Золото Рюриков. Исторические памятники Северной столицы

22
18
20
22
24
26
28
30

— Архимандрит Порфирий Успенский сожалеет, он не может прибыть к вам ввиду срочности отъезда его в командировку и шлет послание, — сказал молодой монах с расстановкой, слегка склонив голову вперед и будто кланяясь ею в такт.

Забыв поблагодарить священнослужителя, Травин развернул розовый листок бумаги. Ему не терпелось увидеть длинное письмо, в котором Успенский извещал Алексея о том, что помнит его и надеется на скорую встречу по возвращении из путешествия.

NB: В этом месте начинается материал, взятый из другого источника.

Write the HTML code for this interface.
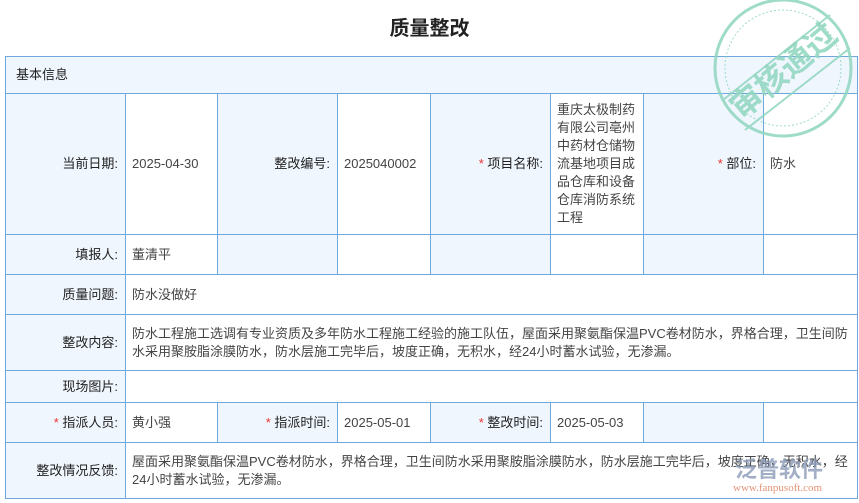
<!DOCTYPE html><html><head><meta charset="utf-8"><style>
body{margin:0;width:859px;height:503px;background:#fff;font-family:"Liberation Sans","Noto Sans CJK SC",sans-serif;font-size:13px;color:#444;position:relative;overflow:hidden}
h1{position:absolute;top:12px;left:0;width:859px;text-align:center;margin:0;font-size:20px;font-weight:bold;color:#222}
table{position:absolute;left:5px;top:56px;border-collapse:collapse;table-layout:fixed;width:852px}
td{border:1px solid #6fa8dc;padding:0 6px;line-height:18px;vertical-align:middle}
td.l{background:#eff6fe;text-align:right;padding-right:7px;color:#222}
td.h{background:#eff6fe;padding-left:10px;color:#222}
.s{color:#e33}
</style></head><body>
<h1>质量整改</h1>
<table>
<colgroup><col style="width:120px"><col style="width:92px"><col style="width:120px"><col style="width:93px"><col style="width:120px"><col style="width:93px"><col style="width:120px"><col style="width:94px"></colgroup>
<tr style="height:37px"><td class="h" colspan="8">基本信息</td></tr>
<tr style="height:141px"><td class="l">当前日期:</td><td>2025-04-30</td><td class="l">整改编号:</td><td>2025040002</td><td class="l"><span class="s">*</span> 项目名称:</td><td>重庆太极制药有限公司亳州中药材仓储物流基地项目成品仓库和设备仓库消防系统工程</td><td class="l"><span class="s">*</span> 部位:</td><td>防水</td></tr>
<tr style="height:40px"><td class="l">填报人:</td><td>董清平</td><td class="l"></td><td></td><td class="l"></td><td></td><td class="l"></td><td></td></tr>
<tr style="height:40px"><td class="l">质量问题:</td><td colspan="7">防水没做好</td></tr>
<tr style="height:56px"><td class="l">整改内容:</td><td colspan="7">防水工程施工选调有专业资质及多年防水工程施工经验的施工队伍，屋面采用聚氨酯保温PVC卷材防水，界格合理，卫生间防水采用聚胺脂涂膜防水，防水层施工完毕后，坡度正确，无积水，经24小时蓄水试验，无渗漏。</td></tr>
<tr style="height:32px"><td class="l">现场图片:</td><td colspan="7"></td></tr>
<tr style="height:40px"><td class="l"><span class="s">*</span> 指派人员:</td><td>黄小强</td><td class="l"><span class="s">*</span> 指派时间:</td><td>2025-05-01</td><td class="l"><span class="s">*</span> 整改时间:</td><td>2025-05-03</td><td class="l"></td><td></td></tr>
<tr style="height:56px"><td class="l">整改情况反馈:</td><td colspan="7">屋面采用聚氨酯保温PVC卷材防水，界格合理，卫生间防水采用聚胺脂涂膜防水，防水层施工完毕后，坡度正确，无积水，经24小时蓄水试验，无渗漏。</td></tr>
</table>
<svg style="position:absolute;left:705px;top:0" width="154" height="145" viewBox="0 0 154 145">
<g fill="none" stroke="#8fd6bf" opacity="0.85">
<circle cx="78" cy="68" r="68" stroke-width="3"/>
<circle cx="78" cy="68" r="58" stroke-width="1" stroke-dasharray="2 2"/>
<line x1="18" y1="100" x2="125" y2="15" stroke-width="2"/>
<line x1="40" y1="130" x2="145" y2="48" stroke-width="2"/>
</g>
<text x="78" y="82" text-anchor="middle" transform="rotate(-40 78 70)" font-family="Noto Sans CJK SC,sans-serif" font-weight="bold" font-size="32" fill="#8fd6bf" opacity="0.85">审核通过</text>
</svg>
<div style="position:absolute;left:735px;top:452px;font-size:22px;font-weight:bold;color:#8a9bb8;opacity:.8">泛普软件</div>
<div style="position:absolute;left:733px;top:482px;font-size:11px;font-family:'Liberation Serif',serif;color:#e0886a;opacity:.9">www.fanpusoft.com</div>
</body></html>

«Александр Иванович! Откликаясь на просьбу протоиерея Раевского, шлю вам весточку, но пригласить на встречу не имею возможности, так как срочно уезжаю на Синай. Жаль, что вы художник, а не реставратор, и я не имею возможности обратиться к вам за помощью в очистке старинных икон от копоти и грязи. По возможности свидимся. Порфирий Успенский».

«Не вспомнил!» — с горечью подумал Травин, вглядываясь в текст, словно ища еще чего-то между строк.

— Уехал? — брякнул он, поднимая глаза на монаха.

— Нонче, ранним утром, — с готовностью ответил тот.

— Вот тут, — Алексей ткнул пальцем в записку, — сказано о старинных иконах. Они очень древние?

— Их святейшество считает, что написаны образа не позднее VII века, — отозвался он.

— Значит, не маслом иконы нарисованы.

— Не маслом.

— Воском?

— Должно быть так.

Монах отвечал на вопросы Травина охотно. Но стоило Алексею попросить его показать иконы, покачал головой и сказал сухо:

— Не велено никому показывать.

Едва за монахом закрылась дверь, Алексей потер руки и торжественным голосом заявил жене:

— Теперь, милая моя сударушка, я знаю, как разбогатеть!

Она посмотрела на него, кивнула головой и продолжила возиться у плиты. За долгие годы жизни с Алексеем Татьяне не привыкать было слушать такие заявления. Дела мужа всегда начинались шумно, но когда заканчивались, она даже не замечала, а сама и не спрашивала, до чего привычны были для нее искания и потери Алексея, как-то еще умудрявшегося находить деньги на содержание их большой семьи.

* * *

Солнце долго плутало среди туч, похожих на серые тюлевые занавески, посылая на землю робкие тонкие струйки света, потом, наконец, выбралось на простор и застыло. Его холодные лучи осветили склонившуюся над окном вербу, усыпанную едва проклюнувшимися белыми почками.

Легкое дуновение ветерка — и вот уже одна из веток, самая взлохмаченная, постучалась в окно, словно приглашая Елизавету в парк, куда с утра вышли на прогулку выздоравливающие пациенты Мариинской больницы. Она представила их, ленивой походкой разгуливающих по аллеям, жмурящихся от яркого солнца и белого снега, жадно вдыхающих морозный воздух, насыщенный едва заметными запахами весны — нагретой на солнце корой деревьев и талым снегом.

«И маленькая Анюта там», — с любовью подумала она о девочке, с которой довелось пробыть неделю в одной палате.